JAMA Psychiatry. 2013;70(3):251-252. doi:10.1001/jamapsychiatry.2013.830

But the exhaustion of old age is something completely different—liberating, too, because you can let things go their own way, and are left with nothing but the sensitivity of the brush.—Helene Schjerfbeck (letter to Einar Reuter, November 28, 1926).1

Last year was the 150th anniversary of the birth of Nordic artist Helene Schjerfbeck (1862-1946).2 A child prodigy, she entered the Finnish Art Academy in Helsinki at 11 years of age as a special student. At 18 years of age, after graduation, she went to Paris on an art scholarship and remained mainly in Europe for the next 10 years where she studied with leading artists and copied old masters at the Louvre Museum.
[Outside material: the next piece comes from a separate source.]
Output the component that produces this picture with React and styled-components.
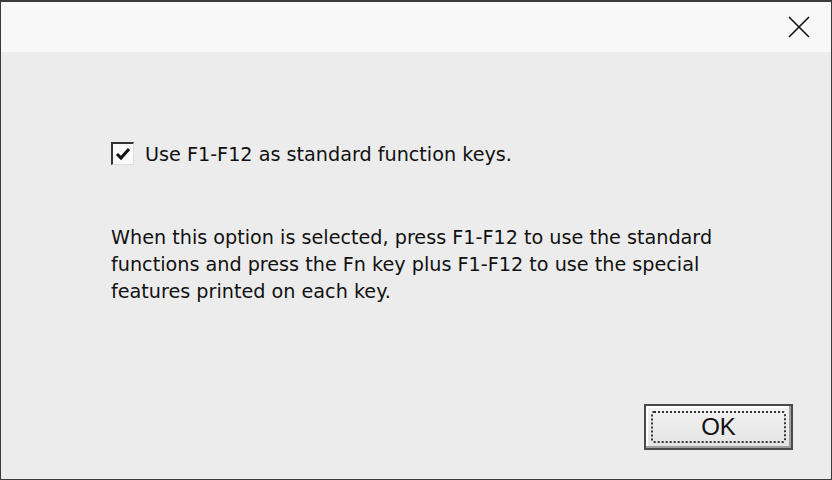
import styled, { createGlobalStyle } from "styled-components";

const Global = createGlobalStyle`
  html, body {
    margin: 0;
    padding: 0;
    background: #ececec;
  }
  body {
    font-family: "DejaVu Sans", "Liberation Sans", sans-serif;
  }
`;

const Window = styled.div`
  box-sizing: border-box;
  width: 832px;
  height: 480px;
  border: 1px solid #3a3a3a;
  border-top-width: 2px;
  display: flex;
  flex-direction: column;
  background: #ececec;
`;

const TitleBar = styled.div`
  height: 50px;
  background: #f8f8f8;
  display: flex;
  justify-content: flex-end;
  align-items: center;
`;

const CloseButton = styled.div`
  width: 46px;
  height: 50px;
  display: flex;
  align-items: center;
  justify-content: center;
  margin-right: 9px;
`;

const Body = styled.div`
  flex: 1;
  display: flex;
  flex-direction: column;
  padding: 91px 0 0 110px;
`;

const CheckRow = styled.label`
  display: flex;
  align-items: center;
  gap: 11px;
  font-size: 19.2px;
  color: #111;
`;

const Box = styled.span`
  box-sizing: border-box;
  width: 23px;
  height: 23px;
  margin-top: -2px;
  background: #fafafa;
  border-top: 2px solid #333;
  border-left: 2px solid #333;
  border-right: 1px solid #ddd;
  border-bottom: 1px solid #ddd;
  display: flex;
  align-items: center;
  justify-content: center;
`;

const Description = styled.p`
  margin: 58px 0 0;
  font-size: 19.2px;
  line-height: 27px;
  color: #111;
  width: 640px;
`;

const Footer = styled.div`
  margin-top: auto;
  display: flex;
  justify-content: flex-end;
  padding: 0 38px 29px 0;
`;

const Button = styled.button`
  box-sizing: border-box;
  width: 149px;
  height: 46px;
  background: linear-gradient(#f2f2f2, #e4e4e4);
  border: 2px solid #4a4a4a;
  box-shadow: inset -2px -2px 0 #a0a0a0, inset 2px 2px 0 #ffffff;
  padding: 5px;
  font-family: "Liberation Sans", sans-serif;
  font-size: 24px;
  color: #111;
`;

const Focus = styled.span`
  display: flex;
  align-items: center;
  justify-content: center;
  height: 100%;
  border: 2px dotted #333;
  border-radius: 3px;
  box-sizing: border-box;
`;

export default function App() {
  return (
    <>
      <Global />
      <Window>
        <TitleBar>
          <CloseButton>
            <svg width="22" height="22" viewBox="0 0 22 22">
              <path d="M1 1 L21 21 M21 1 L1 21" stroke="#111" strokeWidth="1.6" fill="none" />
            </svg>
          </CloseButton>
        </TitleBar>
        <Body>
          <CheckRow>
            <Box>
              <svg width="16" height="14" viewBox="0 0 16 14">
                <path d="M2 7 L6 11 L14 2" stroke="#111" strokeWidth="3" fill="none" />
              </svg>
            </Box>
            Use F1-F12 as standard function keys.
          </CheckRow>
          <Description>
            When this option is selected, press F1-F12 to use the standard
            functions and press the Fn key plus F1-F12 to use the special
            features printed on each key.
          </Description>
          <Footer>
            <Button>
              <Focus>OK</Focus>
            </Button>
          </Footer>
        </Body>
      </Window>
    </>
  );
}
It was a propitious time filled with innovation, and it allowed her to absorb impressionism and modernism, the art movements of the 1880s. Schjerfbeck, like Rembrandt and Van Gogh, completed many self-portraits throughout her lifetime, especially in her later years. Perhaps the earliest of these is her “hidden self-portrait,” The Convalescent.1,3 Although the model is a child, the theme of convalescence is vicarious and poignantly points back to the isolation of her childhood. Following a hip fracture at the age of 4 years that resulted in a lifelong handicap, Schjerfbeck was homeschooled until her talent was recognized and she entered art school, freeing herself from confinement at home.